Protecting California’s prisoners


Ordinarily, states rely on courts and prisons to protect the citizenry from criminals, but California seems determined to turn that convention on its head: Here, we need courts to protect criminals from the state’s voters.

The U.S. Supreme Court will consider Tuesday whether to overturn an order by a panel of three federal judges that the state reduce its prison population to 137.5% of capacity within two years, which would mean trimming the inmate count by about 25% from its current average of 165,000. The judges determined that medical care for inmates was so bad that it violated the Constitution’s ban on cruel and unusual punishment, and cited overcrowding as a primary cause. California has appealed the order and is being joined by 18 other states, which are worried that their own prison systems might not pass federal muster.

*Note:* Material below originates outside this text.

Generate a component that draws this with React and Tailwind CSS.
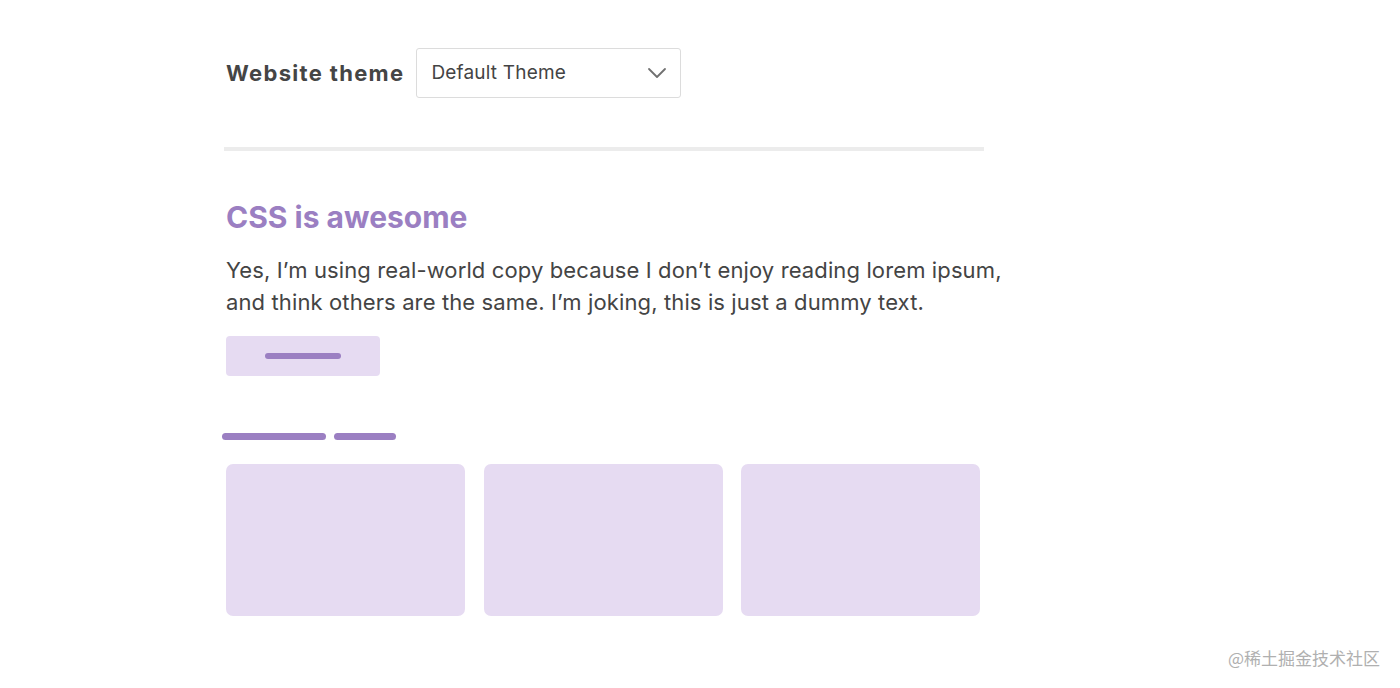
export default function App() {
  return (
    <div className="relative h-[688px] w-[1400px] overflow-hidden bg-white font-['Inter',sans-serif] text-[#444]">
      <div className="ml-[224px] w-[760px] pt-[48px]">
        <div className="flex items-center pl-[2px]">
          <label className="mr-[12px] text-[22px] font-bold tracking-[0.06em] text-[#454545]">Website theme</label>
          <div className="flex h-[50px] w-[265px] items-center justify-between rounded-[3px] border border-[#dcdcdc] pl-[14px] pr-[13px]">
            <span className="text-[19px] tracking-[0.01em] text-[#444]">Default Theme</span>
            <svg width="20" height="12" viewBox="0 0 20 12" fill="none" stroke="#707070" strokeWidth="1.8" strokeLinecap="round" strokeLinejoin="round">
              <path d="M2 2l8 8 8-8" />
            </svg>
          </div>
        </div>

        <div className="mt-[49px] h-[4px] w-[760px] bg-[#ececec]" />

        <div className="pl-[2px]">
          <h2 className="mt-[48px] text-[30px] font-bold leading-[36px] text-[#9b7fc2]">CSS is awesome</h2>
          <p className="mt-[19px] w-[790px] text-[22px] leading-[32px] tracking-[0.12px] text-[#444]">
            Yes, I’m using real-world copy because I don’t enjoy reading lorem ipsum, and think others are the same. I’m joking, this is just a dummy text.
          </p>
          <div className="mt-[18px] flex h-[40px] w-[154px] items-center justify-center rounded-[4px] bg-[#e6dbf2]">
            <span className="h-[6px] w-[76px] rounded-full bg-[#9b7fc2]" />
          </div>
        </div>

        <div className="-ml-[2px] mt-[57px] flex gap-[8px]">
          <span className="h-[7px] w-[104px] rounded-full bg-[#9b7fc2]" />
          <span className="h-[7px] w-[62px] rounded-full bg-[#9b7fc2]" />
        </div>

        <div className="mt-[24px] flex gap-[18.5px] pl-[2px]">
          <div className="h-[152px] w-[239px] rounded-[7px] bg-[#e6dbf2]" />
          <div className="h-[152px] w-[239px] rounded-[7px] bg-[#e6dbf2]" />
          <div className="h-[152px] w-[239px] rounded-[7px] bg-[#e6dbf2]" />
        </div>
      </div>

      <div className="absolute bottom-[18px] right-[20px] font-['Noto_Sans_CJK_SC',sans-serif] text-[17px] text-[#b0b0b0]">
        @稀土掘金技术社区
      </div>
    </div>
  )
}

To understand how California found itself in a position in which it must build more prisons, release 40,000 inmates or transfer them to other states, or some combination, it’s helpful to examine the results of a recent Times/USC poll. Asked how they would close the state’s $25-billion budget gap, voters strongly rejected tax hikes yet offered few suggestions on what spending programs to cut — with one exception. More than 70% wanted to cut the prison system’s budget. Meanwhile, voters here have a long history of supporting tough-on-crime measures, which helped boost the prison population to unsustainable numbers.


It’s unrealistic to expect politicians to fix the system, because the measures suggested by experts to reduce the prison population — enhancing job training and rehabilitation programs, revising mandatory sentencing rules, coming up with alternatives to prison for nonviolent convicts — would anger voters, who don’t want to pay for new programs or new prisons but also don’t want to let anyone out early. Progress has been made on one front: Lawmakers have revised parole rules that cycled nonviolent drug offenders back to prison, and are now concentrating scarce oversight resources on more dangerous parolees. But this needed reform occurred only after pressure from the federal bench.

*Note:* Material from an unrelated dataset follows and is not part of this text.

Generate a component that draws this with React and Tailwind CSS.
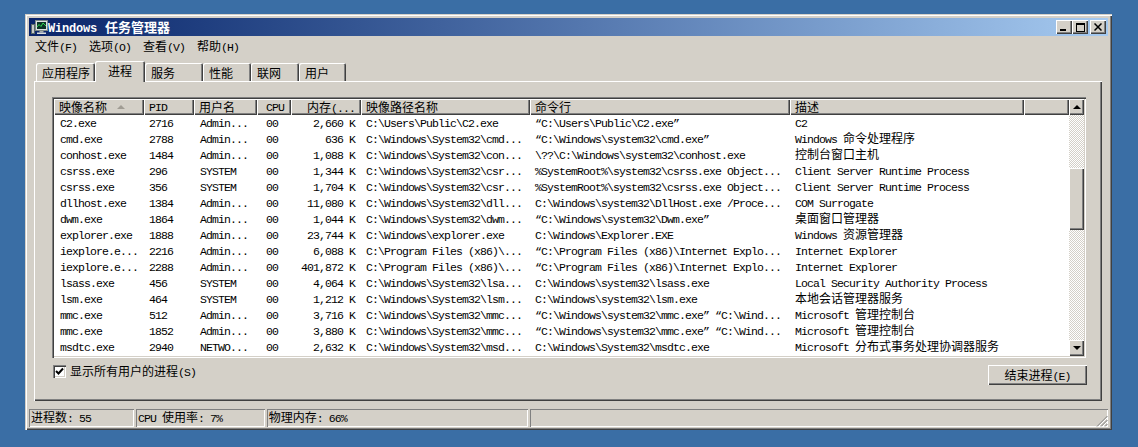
const raised = "shadow-[inset_1px_1px_0_#fff,inset_-1px_-1px_0_#404040,inset_-2px_-2px_0_#808080]";
const COLS = "grid grid-cols-[90px_50px_63px_34px_70px_169px_260px_234px_45px]";

function T({ children, bold }) {
  const parts = String(children).split(/([\u4e00-\u9fff：]+)/).filter(Boolean);
  return (
    <span className="whitespace-pre text-[11.5px] leading-none [font-family:'Liberation_Mono',monospace]">
      {parts.map((p, i) =>
        /[\u4e00-\u9fff：]/.test(p) ? (
          <span key={i} className="text-[12px] [font-family:'Noto_Sans_CJK_SC',sans-serif]">{p}</span>
        ) : (
          <span key={i} className={bold ? "text-[12px] tracking-[-0.2px] font-bold" : "tracking-[-0.9px]"}>{p}</span>
        )
      )}
    </span>
  );
}

const A = "Admin...";
const W = "C:\\Windows\\System32\\";
const rows = [
  ["C2.exe", "2716", A, "2,660 K", "C:\\Users\\Public\\C2.exe", "“C:\\Users\\Public\\C2.exe”", "C2"],
  ["cmd.exe", "2788", A, "636 K", W + "cmd...", "“C:\\Windows\\system32\\cmd.exe”", "Windows 命令处理程序"],
  ["conhost.exe", "1484", A, "1,088 K", W + "con...", "\\??\\C:\\Windows\\system32\\conhost.exe", "控制台窗口主机"],
  ["csrss.exe", "296", "SYSTEM", "1,344 K", W + "csr...", "%SystemRoot%\\system32\\csrss.exe Object...", "Client Server Runtime Process"],
  ["csrss.exe", "356", "SYSTEM", "1,704 K", W + "csr...", "%SystemRoot%\\system32\\csrss.exe Object...", "Client Server Runtime Process"],
  ["dllhost.exe", "1384", A, "11,080 K", W + "dll...", "C:\\Windows\\system32\\DllHost.exe /Proce...", "COM Surrogate"],
  ["dwm.exe", "1864", A, "1,044 K", W + "dwm...", "“C:\\Windows\\system32\\Dwm.exe”", "桌面窗口管理器"],
  ["explorer.exe", "1888", A, "23,744 K", "C:\\Windows\\explorer.exe", "C:\\Windows\\Explorer.EXE", "Windows 资源管理器"],
  ["iexplore.e...", "2216", A, "6,088 K", "C:\\Program Files (x86)\\...", "“C:\\Program Files (x86)\\Internet Explo...", "Internet Explorer"],
  ["iexplore.e...", "2288", A, "401,872 K", "C:\\Program Files (x86)\\...", "“C:\\Program Files (x86)\\Internet Explo...", "Internet Explorer"],
  ["lsass.exe", "456", "SYSTEM", "4,064 K", W + "lsa...", "C:\\Windows\\system32\\lsass.exe", "Local Security Authority Process"],
  ["lsm.exe", "464", "SYSTEM", "1,212 K", W + "lsm...", "C:\\Windows\\system32\\lsm.exe", "本地会话管理器服务"],
  ["mmc.exe", "512", A, "3,716 K", W + "mmc...", "“C:\\Windows\\system32\\mmc.exe” “C:\\Wind...", "Microsoft 管理控制台"],
  ["mmc.exe", "1852", A, "3,880 K", W + "mmc...", "“C:\\Windows\\system32\\mmc.exe” “C:\\Wind...", "Microsoft 管理控制台"],
  ["msdtc.exe", "2940", "NETWO...", "2,632 K", W + "msd...", "C:\\Windows\\System32\\msdtc.exe", "Microsoft 分布式事务处理协调器服务"],
];

const heads = [
  ["映像名称", "pl-[5px]"], ["PID", "pl-[5px]"], ["用户名", "pl-[5px]"], ["CPU", "pl-[9px]"],
  ["内存(...", "justify-end pr-[6px]"], ["映像路径名称", "pl-[5px]"], ["命令行", "pl-[5px]"], ["描述", "pl-[5px]"], ["", ""],
];

function Head({ label, cls, sort }) {
  return (
    <div className={`relative flex h-[16px] items-center bg-[#d4d0c8] pt-[2px] leading-none shadow-[inset_1px_1px_0_#fff,inset_-1px_-1px_0_#404040,inset_-2px_-2px_0_#808080] ${cls}`}>
      <T>{label}</T>
      {sort && <div className="absolute left-[63px] top-[6px] h-0 w-0 border-x-[4px] border-b-[4px] border-x-transparent border-b-[#a09c94]" />}
    </div>
  );
}

function Arrow({ up }) {
  return (
    <div className={`flex h-[16px] w-[15px] shrink-0 items-center justify-center bg-[#d4d0c8] ${raised}`}>
      <div className={up ? "h-0 w-0 border-x-[4px] border-b-[4px] border-x-transparent border-b-black" : "h-0 w-0 border-x-[4px] border-t-[4px] border-x-transparent border-t-black"} />
    </div>
  );
}

function Track({ cls }) {
  return <div className={`w-[15px] bg-[repeating-conic-gradient(#d4d0c8_0_25%,#fff_0_50%)] bg-[length:2px_2px] ${cls}`} />;
}

function Tab({ label, w, active }) {
  return active ? (
    <div className={`relative z-10 -mb-[1px] flex h-[21px] items-center justify-center rounded-t-[2px] bg-[#d4d0c8] shadow-[inset_1px_1px_0_#fff,inset_-1px_0_0_#404040,inset_-2px_0_0_#808080] ${w}`}>
      <T>{label}</T>
    </div>
  ) : (
    <div className={`flex h-[18px] items-center rounded-t-[2px] bg-[#d4d0c8] pl-[6px] pt-[4px] shadow-[inset_1px_1px_0_#fff,inset_-1px_0_0_#404040,inset_-2px_0_0_#808080] ${w}`}>
      <T>{label}</T>
    </div>
  );
}

function Stat({ label, w }) {
  return (
    <div className={`flex h-[18px] items-center pl-[2px] shadow-[inset_1px_1px_0_#808080,inset_-1px_-1px_0_#fff] ${w}`}>
      <T>{label}</T>
    </div>
  );
}

function WinBtn({ children, cls }) {
  return (
    <div className={`relative flex h-[14px] w-[16px] items-center justify-center bg-[#d4d0c8] ${raised} ${cls}`}>{children}</div>
  );
}

export default function App() {
  return (
    <div className="h-[447px] w-[1138px] overflow-hidden bg-[#3a6ea5] pl-[25px] pt-[14px] text-black">
      <div className="flex h-[416px] w-[1087px] flex-col bg-[#d4d0c8] p-[4px] shadow-[inset_1px_1px_0_#d4d0c8,inset_2px_2px_0_#fff,inset_-1px_-1px_0_#404040,inset_-2px_-2px_0_#808080]">
        {/* title bar */}
        <div className="flex h-[18px] shrink-0 items-center bg-gradient-to-r from-[#0a246a] to-[#a6caf0] pl-[2px] pr-[2px] text-white">
          <svg width="17" height="16" viewBox="0 0 17 16" className="shrink-0">
            <rect x="0.5" y="5.5" width="3" height="9" fill="#c9c9c9" stroke="#5a6a6a" />
            <rect x="4.5" y="1.5" width="12" height="10" fill="#dfe3e3" stroke="#7c8888" />
            <rect x="6" y="3" width="9" height="7" fill="#0c3326" />
            <path d="M6 8 L8 5.5 L10 7.5 L12 4 L15 7" fill="none" stroke="#33d654" strokeWidth="1" />
            <rect x="8.5" y="12" width="4" height="1.5" fill="#a4acac" />
            <rect x="6" y="13.5" width="9" height="1.5" fill="#d8dcdc" />
          </svg>
          <div className="flex items-baseline">
            <T bold>Windows</T>
            <span className="ml-[8px] text-[13px] font-bold leading-none [font-family:'Noto_Sans_CJK_SC',sans-serif]">任务管理器</span>
          </div>
          <div className="ml-auto flex text-black">
            <WinBtn><div className="absolute bottom-[3px] left-[4px] h-[2px] w-[6px] bg-black" /></WinBtn>
            <WinBtn cls="mr-[2px]"><div className="h-[9px] w-[9px] border border-t-2 border-black" /></WinBtn>
            <WinBtn>
              <svg width="8" height="8" viewBox="0 0 8 8"><path d="M0.5 0.5 L7.5 7.5 M7.5 0.5 L0.5 7.5" stroke="#000" strokeWidth="1.5" /></svg>
            </WinBtn>
          </div>
        </div>
        {/* menu */}
        <div className="flex h-[19px] shrink-0 items-center pl-[6px] leading-none">
          {["文件(F)", "选项(O)", "查看(V)", "帮助(H)"].map((m) => (
            <div key={m} className="w-[54px]"><T>{m}</T></div>
          ))}
        </div>
        {/* tabs */}
        <div className="ml-[5px] mt-[6px] flex h-[20px] shrink-0 items-end pl-[2px] leading-none">
          <Tab label="应用程序" w="w-[59px]" />
          <Tab label="进程" w="w-[50px]" active />
          <Tab label="服务" w="w-[58px] pl-[3px]" />
          <Tab label="性能" w="w-[48px]" />
          <Tab label="联网" w="w-[48px] pl-[4px]" />
          <Tab label="用户" w="w-[47px] pl-[4px]" />
        </div>
        {/* pane */}
        <div className="ml-[5px] flex h-[320px] w-[1068px] shrink-0 flex-col bg-[#d4d0c8] pl-[18px] pt-[16px] shadow-[inset_1px_1px_0_#fff,inset_-1px_-1px_0_#404040,inset_-2px_-2px_0_#808080]">
          <div className="flex h-[261px] w-[1034px] shrink-0 bg-white p-[2px] shadow-[inset_1px_1px_0_#808080,inset_2px_2px_0_#404040,inset_-1px_-1px_0_#fff,inset_-2px_-2px_0_#d4d0c8]">
            <div className="w-[1015px] shrink-0">
              <div className={COLS}>
                {heads.map(([l, c], i) => <Head key={i} label={l} cls={c} sort={i === 0} />)}
              </div>
              <div className="-mt-[2px]">
                {rows.map((r, i) => (
                  <div key={i} className={`${COLS} h-[16px] items-center leading-none`}>
                    <div className="pl-[6px]"><T>{r[0]}</T></div>
                    <div className="pl-[5px]"><T>{r[1]}</T></div>
                    <div className="pl-[6px]"><T>{r[2]}</T></div>
                    <div className="pl-[9px]"><T>00</T></div>
                    <div className="pr-[6px] text-right"><T>{r[3]}</T></div>
                    <div className="pl-[5px]"><T>{r[4]}</T></div>
                    <div className="pl-[5px]"><T>{r[5]}</T></div>
                    <div className="whitespace-nowrap pl-[5px]"><T>{r[6]}</T></div>
                    <div />
                  </div>
                ))}
              </div>
            </div>
            <div className="flex h-[257px] w-[15px] shrink-0 flex-col">
              <Arrow up />
              <Track cls="h-[53px]" />
              <div className={`h-[62px] w-[15px] bg-[#d4d0c8] ${raised}`} />
              <Track cls="h-[110px]" />
              <Arrow />
            </div>
          </div>
          <div className="mt-[7px] flex h-[20px] w-[1035px] items-start justify-between">
            <div className="flex h-[13px] items-center gap-[4px] leading-none">
              <div className="ml-[1px] flex h-[13px] w-[13px] shrink-0 items-center justify-center bg-white shadow-[inset_1px_1px_0_#808080,inset_2px_2px_0_#404040,inset_-1px_-1px_0_#fff,inset_-2px_-2px_0_#d4d0c8]">
                <svg width="9" height="9" viewBox="0 0 9 9"><path d="M1 4 L3.5 6.5 L8 1.5" fill="none" stroke="#000" strokeWidth="2" /></svg>
              </div>
              <T>显示所有用户的进程(S)</T>
            </div>
            <div className={`flex h-[20px] w-[99px] items-center justify-center bg-[#d4d0c8] pt-[2px] leading-none ${raised}`}>
              <T>结束进程(E)</T>
            </div>
          </div>
        </div>
        {/* status bar */}
        <div className="mt-[8px] flex h-[18px] shrink-0 gap-[2px] leading-none">
          <Stat label="进程数: 55" w="w-[105px]" />
          <Stat label="CPU 使用率: 7%" w="w-[129px]" />
          <Stat label="物理内存: 66%" w="w-[261px]" />
          <div className="relative h-[18px] w-[579px] shadow-[inset_1px_1px_0_#808080,inset_-1px_-1px_0_#fff]">
            <svg width="12" height="12" viewBox="0 0 12 12" className="absolute bottom-0 right-0">
              <path d="M11.5 1 L1 11.5 M11.5 5 L5 11.5 M11.5 9 L9 11.5" stroke="#808080" strokeWidth="1" />
              <path d="M11.5 2.5 L2.5 11.5 M11.5 6.5 L6.5 11.5" stroke="#fff" strokeWidth="1" />
            </svg>
          </div>
        </div>
      </div>
    </div>
  );
}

If the Supreme Court removes that pressure by overturning the three-judge panel’s order, it wouldn’t just be bad for prisoners, who are dying from inadequate medical care at the rate of one every eight days. It would be bad for public safety. Warehousing inmates in overcrowded spaces devoid of job or drug programs but packed with hardened gangsters makes them more likely to reoffend when they’re released.

It would be better if lawmakers could repair this system on their own, but their record suggests they need judicial supervision. We hope the justices of the Supreme Court keep that in mind.